• _Task instructions_: Leave out the pictures and set down exactly the lines from the start of the listing through the one with "w-[260px] shrink-0 border", both included.
——————————
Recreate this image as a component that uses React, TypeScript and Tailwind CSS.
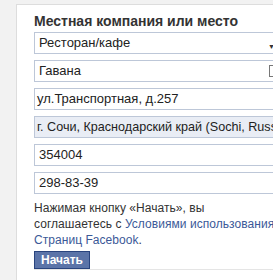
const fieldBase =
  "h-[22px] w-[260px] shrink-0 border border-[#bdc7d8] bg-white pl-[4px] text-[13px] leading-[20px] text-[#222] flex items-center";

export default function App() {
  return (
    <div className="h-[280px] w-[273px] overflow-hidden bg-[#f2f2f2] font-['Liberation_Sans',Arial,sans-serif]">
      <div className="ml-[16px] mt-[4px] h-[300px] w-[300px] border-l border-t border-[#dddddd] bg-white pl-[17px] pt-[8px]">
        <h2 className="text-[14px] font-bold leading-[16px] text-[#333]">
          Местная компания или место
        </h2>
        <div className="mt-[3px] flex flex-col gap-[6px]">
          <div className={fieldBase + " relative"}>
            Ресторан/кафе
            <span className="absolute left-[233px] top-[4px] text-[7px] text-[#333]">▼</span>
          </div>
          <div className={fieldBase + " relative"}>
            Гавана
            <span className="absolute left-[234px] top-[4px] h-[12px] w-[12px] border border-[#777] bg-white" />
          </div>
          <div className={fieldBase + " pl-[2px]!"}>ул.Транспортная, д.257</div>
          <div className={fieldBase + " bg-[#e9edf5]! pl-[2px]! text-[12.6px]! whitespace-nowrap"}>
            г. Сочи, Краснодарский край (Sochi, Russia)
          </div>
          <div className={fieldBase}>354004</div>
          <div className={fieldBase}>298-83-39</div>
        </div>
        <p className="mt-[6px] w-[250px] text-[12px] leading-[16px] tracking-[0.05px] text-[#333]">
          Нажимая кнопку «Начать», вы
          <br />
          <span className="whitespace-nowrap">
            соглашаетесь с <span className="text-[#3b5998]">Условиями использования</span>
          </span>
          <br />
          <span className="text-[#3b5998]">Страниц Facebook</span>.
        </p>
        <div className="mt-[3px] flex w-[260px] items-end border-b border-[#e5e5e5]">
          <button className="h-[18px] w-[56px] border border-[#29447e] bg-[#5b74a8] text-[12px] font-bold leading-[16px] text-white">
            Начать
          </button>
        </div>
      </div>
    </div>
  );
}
——————————
• _Task response_:
Recreate this image as a component that uses React, TypeScript and Tailwind CSS.
const fieldBase =
  "h-[22px] w-[260px] shrink-0 border border-[#bdc7d8] bg-white pl-[4px] text-[13px] leading-[20px] text-[#222] flex items-center";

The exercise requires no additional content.